Caution: values for by passes cache are rough estimations, just an example, it dependes on computational waste
between load and store and the size of largest available cache. Of course these borders are always a trade off,
the further we are from that border of the comparison, the clearer will appear the performance gain.
Finally and not least important, not all algorithms can be used in place depending on the kind of math that is used.
To measure speed I would rather use something like this;

MPEG2Source("your source")
# or any source you like and use always the same to get a little more accurate benchmarks
# and test always the same frames each time. 9000 frames it is a good quantity for this script.

#TemporalSoften(4,8,8,15,2) # use this line to force a non writable src and test when a new video frame
# is created by your filter or not. It is just an example.

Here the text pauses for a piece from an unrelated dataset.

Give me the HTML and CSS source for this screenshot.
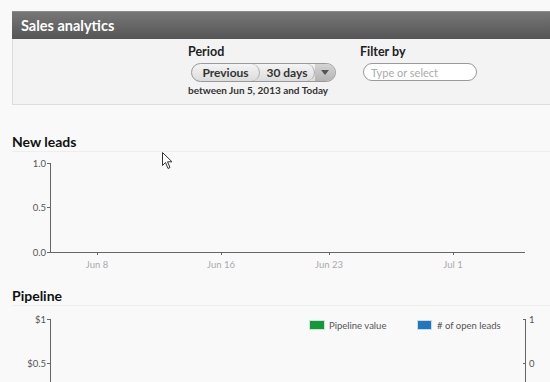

AvsTimer(frames=1000, name="ANYONE",type=3, frequency=2000, total=false, quiet=true)# use your cpu frequency

# Put here your filter that work in place
# or your filter that create a new video frame, or create a branch in the previous one.

AvsTimer(frames=1500 ,name="ANYONE",type=3, frequency=2000, difference=1, total=false)# use your cpu frequency

Open the scipt in virtualdub, set direct stream copy, set an initial frame and an end frame.
Open debugview(google), set a filter highlight in debugview, in this example *ANYONE*
Go back to virtualdub and Run video analysis pass. You will see in debug view windows the results every 1500 frames.

As always I hope this can be usefull.
Arda

StainlessS

13th December 2013, 20:46

Is in-place processing new to 2.6?

I believe all that is meant by that is,

(env->GetFrame, env->MakeWritable) combo rather than env->NewVideoFrame.